Acclaimed writer Malcolm Knox has written a classic Australian novel about the myths that come to define families and communities, and the lies that uphold them. It's about a certain kind of Australia that we all recognise, and a certain kind of Australian whose currency is running out. Change is coming to Bluebird, whether they like it or not. And the secrets they've been keeping and the lies they've been telling can't save them now.
Savage, funny, revelatory and brilliant, Bluebird exposes the hollowness of the stories told to glorify a dying culture and shows how those who seek to preserve these myths end up being crushed by them.
About the Author
Malcolm Knox was born in 1966. He grew up in Sydney and studied in Sydney and Scotland. Malcolm is the former literary editor and award-winning cricket writer of the Sydney Morning Herald, where he broke the Norma Khouri story, for which he won one of his two Walkley Awards.
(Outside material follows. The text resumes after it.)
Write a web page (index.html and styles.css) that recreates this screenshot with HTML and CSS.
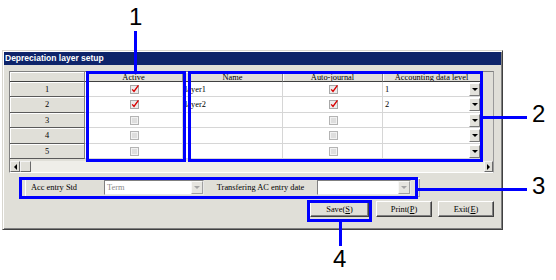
FILE: index.html
```html
<!DOCTYPE html>
<html>
<head>
<meta charset="utf-8">
<link rel="stylesheet" href="styles.css">
</head>
<body>
<div class="page">
  <div class="window">
    <div class="titlebar">Depreciation layer setup</div>
    <div class="client">
      <div class="grid">
        <div class="gmain">
          <div class="cells">
            <div class="hd corner"></div>
            <div class="hd">Active</div>
            <div class="hd">Name</div>
            <div class="hd">Auto-journal</div>
            <div class="hd">Accounting data level</div>

            <div class="rh">1</div>
            <div class="dc cb"><svg class="chk" width="10" height="10" viewBox="0 0 10 10"><rect x="0.5" y="1.5" width="8" height="8" fill="#ececec" stroke="#a8a8a8"/><path d="M2.2 5.4 L4 7.4 L8.4 1.4" fill="none" stroke="#d80000" stroke-width="1.4"/></svg></div>
            <div class="dc txt">layer1</div>
            <div class="dc cb"><svg class="chk" width="10" height="10" viewBox="0 0 10 10"><rect x="0.5" y="1.5" width="8" height="8" fill="#ececec" stroke="#a8a8a8"/><path d="M2.2 5.4 L4 7.4 L8.4 1.4" fill="none" stroke="#d80000" stroke-width="1.4"/></svg></div>
            <div class="dc dd"><span class="ddv">1</span><span class="ddbtn"><i class="tri"></i></span></div>

            <div class="rh">2</div>
            <div class="dc cb"><svg class="chk" width="10" height="10" viewBox="0 0 10 10"><rect x="0.5" y="1.5" width="8" height="8" fill="#ececec" stroke="#a8a8a8"/><path d="M2.2 5.4 L4 7.4 L8.4 1.4" fill="none" stroke="#d80000" stroke-width="1.4"/></svg></div>
            <div class="dc txt">layer2</div>
            <div class="dc cb"><svg class="chk" width="10" height="10" viewBox="0 0 10 10"><rect x="0.5" y="1.5" width="8" height="8" fill="#ececec" stroke="#a8a8a8"/><path d="M2.2 5.4 L4 7.4 L8.4 1.4" fill="none" stroke="#d80000" stroke-width="1.4"/></svg></div>
            <div class="dc dd"><span class="ddv">2</span><span class="ddbtn"><i class="tri"></i></span></div>

            <div class="rh">3</div>
            <div class="dc cb"><svg class="chk" width="10" height="10" viewBox="0 0 10 10"><rect x="0.5" y="1.5" width="8" height="8" fill="#dedede" stroke="#b4b4b4"/><rect x="1.5" y="2.5" width="6" height="6" fill="none" stroke="#f2f2f2"/></svg></div>
            <div class="dc txt"></div>
            <div class="dc cb"><svg class="chk" width="10" height="10" viewBox="0 0 10 10"><rect x="0.5" y="1.5" width="8" height="8" fill="#dedede" stroke="#b4b4b4"/><rect x="1.5" y="2.5" width="6" height="6" fill="none" stroke="#f2f2f2"/></svg></div>
            <div class="dc dd"><span class="ddv"></span><span class="ddbtn"><i class="tri"></i></span></div>

            <div class="rh">4</div>
            <div class="dc cb"><svg class="chk" width="10" height="10" viewBox="0 0 10 10"><rect x="0.5" y="1.5" width="8" height="8" fill="#dedede" stroke="#b4b4b4"/><rect x="1.5" y="2.5" width="6" height="6" fill="none" stroke="#f2f2f2"/></svg></div>
            <div class="dc txt"></div>
            <div class="dc cb"><svg class="chk" width="10" height="10" viewBox="0 0 10 10"><rect x="0.5" y="1.5" width="8" height="8" fill="#dedede" stroke="#b4b4b4"/><rect x="1.5" y="2.5" width="6" height="6" fill="none" stroke="#f2f2f2"/></svg></div>
            <div class="dc dd"><span class="ddv"></span><span class="ddbtn"><i class="tri"></i></span></div>

            <div class="rh">5</div>
            <div class="dc cb"><svg class="chk" width="10" height="10" viewBox="0 0 10 10"><rect x="0.5" y="1.5" width="8" height="8" fill="#dedede" stroke="#b4b4b4"/><rect x="1.5" y="2.5" width="6" height="6" fill="none" stroke="#f2f2f2"/></svg></div>
            <div class="dc txt"></div>
            <div class="dc cb"><svg class="chk" width="10" height="10" viewBox="0 0 10 10"><rect x="0.5" y="1.5" width="8" height="8" fill="#dedede" stroke="#b4b4b4"/><rect x="1.5" y="2.5" width="6" height="6" fill="none" stroke="#f2f2f2"/></svg></div>
            <div class="dc dd"><span class="ddv"></span><span class="ddbtn"><i class="tri"></i></span></div>
          </div>
          <div class="filler"></div>
        </div>
        <div class="hscroll">
          <span class="sbtn"><i class="tri-l"></i></span>
          <span class="sthumb"></span>
          <span class="strack"></span>
          <span class="sbtn sbtn-r"><i class="tri-r"></i></span>
        </div>
      </div>

      <div class="fields">
        <div class="lbl lbl1">Acc entry Std</div>
        <div class="combo combo1"><span class="cval">Term</span><span class="cbtn"><i class="tri dis"></i></span></div>
        <div class="lbl lbl2">Transfering AC entry date</div>
        <div class="combo combo2"><span class="cval"></span><span class="cbtn"><i class="tri dis"></i></span></div>
      </div>

      <div class="buttons">
        <div class="btn btn-save">Save(<u>S</u>)</div>
        <div class="btn btn-print">Print(<u>P</u>)</div>
        <div class="btn btn-exit">Exit(<u>E</u>)</div>
      </div>
    </div>
  </div>

  <div class="co box1"></div>
  <div class="co box2"></div>
  <div class="co box3"></div>
  <div class="co box4"></div>
  <div class="ln ln1"></div>
  <div class="ln ln2"></div>
  <div class="ln ln3"></div>
  <div class="ln ln4"></div>
  <div class="num n1">1</div>
  <div class="num n2">2</div>
  <div class="num n3">3</div>
  <div class="num n4">4</div>
</div>
</body>
</html>
```

FILE: styles.css
```css
* { box-sizing: border-box; }
html, body { margin: 0; padding: 0; }
body {
  width: 556px;
  height: 280px;
  background: #ffffff;
  font-family: "Liberation Serif", "Times New Roman", serif;
  font-size: 8.4px;
  color: #000;
  overflow: hidden;
}
.page {
  position: relative;
  width: 556px;
  height: 280px;
  padding: 50px 0 0 2px;
}

/* window */
.window {
  width: 501px;
  height: 180px;
  padding: 1px;
  background: #e0dfd8;
  border: 1px solid;
  border-color: #d8d6cf #404040 #404040 #d8d6cf;
  box-shadow: inset 1px 1px #ffffff, inset -1px -1px #808080;
  display: flex;
  flex-direction: column;
}
.titlebar {
  height: 13px;
  background: #0e246a;
  color: #ffffff;
  font-family: "Liberation Sans", Arial, sans-serif;
  font-weight: bold;
  font-size: 8.5px;
  line-height: 13px;
  padding-left: 1px;
  white-space: nowrap;
}
.client {
  flex: 1;
  padding: 6px 7px 0 5px;
}

/* grid */
.grid {
  width: 485px;
  height: 102px;
  border: 1px solid;
  border-color: #808080 #9a9a9a #ffffff #808080;
  background: #e0dfd8;
  display: flex;
  flex-direction: column;
}
.gmain {
  height: 89px;
  display: flex;
}
.cells {
  display: grid;
  grid-template-columns: 75px 98px 100px 100px 98px;
  grid-template-rows: 10px 15px 16px 15px 16px 15px;
  align-self: flex-start;
}
.filler { flex: 1; }
.hd {
  background: #e0dfd8;
  border-right: 1px solid #8c8c8c;
  border-bottom: 1px solid #404040;
  box-shadow: inset 1px 1px #ffffff;
  text-align: center;
  line-height: 10px;
  padding-top: 1px;
  white-space: nowrap;
  overflow: hidden;
}
.rh {
  background: #e0dfd8;
  border-right: 1px solid #808080;
  border-bottom: 1px solid #5a5a5a;
  box-shadow: inset 1px 1px #ffffff;
  display: flex;
  align-items: center;
  justify-content: center;
}
.dc {
  background: #ffffff;
  border-right: 1px solid #d6d6d6;
  border-bottom: 1px solid #d6d6d6;
  display: flex;
  align-items: center;
  white-space: nowrap;
}
.cb { justify-content: center; }
.cb .chk { display: block; margin-left: 2px; margin-top: -1px; }
.txt { padding-left: 2px; }
.dd { padding-left: 2px; justify-content: space-between; border-right: none; }
.ddbtn {
  width: 11px;
  height: 13px;
  margin-right: 1px;
  background: #e3e2dc;
  border: 1px solid;
  border-color: #ffffff #7a7a7a #7a7a7a #ffffff;
  display: flex;
  align-items: center;
  justify-content: center;
}
.tri {
  display: block;
  width: 0;
  height: 0;
  border-left: 3px solid transparent;
  border-right: 3px solid transparent;
  border-top: 3px solid #000000;
}
.tri.dis { border-top-color: #a4a4a4; }

/* horizontal scrollbar */
.hscroll {
  height: 11px;
  margin-top: auto;
  display: flex;
}
.sbtn, .sthumb {
  width: 10px;
  height: 11px;
  background: #e0dfd8;
  border: 1px solid;
  border-color: #f4f4f4 #6a6a6a #6a6a6a #f4f4f4;
  display: flex;
  align-items: center;
  justify-content: center;
}
.sthumb { width: 11px; }
.sbtn-r { width: 9px; }
.strack { flex: 1; background: #efeee9; }
.tri-l {
  display: block;
  width: 0; height: 0;
  border-top: 3px solid transparent;
  border-bottom: 3px solid transparent;
  border-right: 3px solid #000;
}
.tri-r {
  display: block;
  width: 0; height: 0;
  border-top: 3px solid transparent;
  border-bottom: 3px solid transparent;
  border-left: 3px solid #000;
}

/* fields row */
.fields {
  display: flex;
  height: 19px;
  margin: 5px 0 0 16px;
  width: 395px;
  background: #e0dfd8;
  box-shadow: inset 1px 1px #ffffff, inset -1px -1px #a0a0a0;
  align-items: center;
}
.lbl {
  height: 19px;
  display: flex;
  align-items: center;
  white-space: nowrap;
}
.lbl1 { width: 79px; padding-left: 6px; }
.lbl2 { width: 113px; justify-content: center; }
.combo {
  height: 15px;
  background: #ffffff;
  border: 1px solid;
  border-color: #808080 #e8e8e8 #e8e8e8 #808080;
  display: flex;
  align-items: center;
  justify-content: space-between;
}
.combo1 { width: 100px; }
.combo2 { width: 94px; }
.cval { padding-left: 2px; color: #8a8a8a; }
.cbtn {
  width: 12px;
  height: 13px;
  background: #e6e5e0;
  border: 1px solid;
  border-color: #f8f8f8 #a0a0a0 #a0a0a0 #f8f8f8;
  display: flex;
  align-items: center;
  justify-content: center;
}

/* buttons */
.buttons {
  display: flex;
  justify-content: flex-end;
  gap: 7px;
  margin-top: 4px;
  width: 485px;
}
.btn {
  height: 16px;
  background: #e0dfd8;
  border: 1px solid;
  border-color: #ffffff #404040 #404040 #ffffff;
  box-shadow: inset -1px -1px #808080;
  display: flex;
  align-items: center;
  justify-content: center;
  white-space: nowrap;
}
.btn-save { width: 59px; }
.btn-print { width: 56px; }
.btn-exit { width: 56px; margin-left: -1px; }

/* callout overlays */
.co {
  position: absolute;
  border: 3px solid #0000ff;
}
.box1 { left: 86px; top: 71px; width: 100px; height: 91px; }
.box2 { left: 188px; top: 71px; width: 295px; height: 91px; }
.box3 { left: 19px; top: 177px; width: 399px; height: 22px; }
.box4 { left: 307px; top: 200px; width: 65px; height: 22px; }
.ln { position: absolute; background: #0000ff; }
.ln1 { left: 134px; top: 31px; width: 3px; height: 40px; }
.ln2 { left: 483px; top: 116px; width: 44px; height: 3px; }
.ln3 { left: 418px; top: 188px; width: 109px; height: 3px; }
.ln4 { left: 339px; top: 222px; width: 3px; height: 24px; }
.num {
  position: absolute;
  font-family: "Liberation Sans", Arial, sans-serif;
  font-size: 24px;
  line-height: 24px;
  color: #000;
}
.n1 { left: 129px; top: 5px; }
.n2 { left: 532px; top: 102px; }
.n3 { left: 532px; top: 174px; }
.n4 { left: 333px; top: 247px; }
```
His novels include A Private Man, winner of the Ned Kelly Award; Jamaica, which won the Colin Roderick Award; The Life; and most recently The Wonder Lover. His many non-fiction titles include The Greatest: The Players, the Moments, the Matches 1993-2008; The Captains: The Story Behind Australia's Second Most Important Job; Boom: The Underground History of Australia, From Gold Rush to GFC, which won the 2013 Ashurst Business Literature Prize; and Bradman's War, shortlisted in the 2013 Prime Minister's Literary Awards.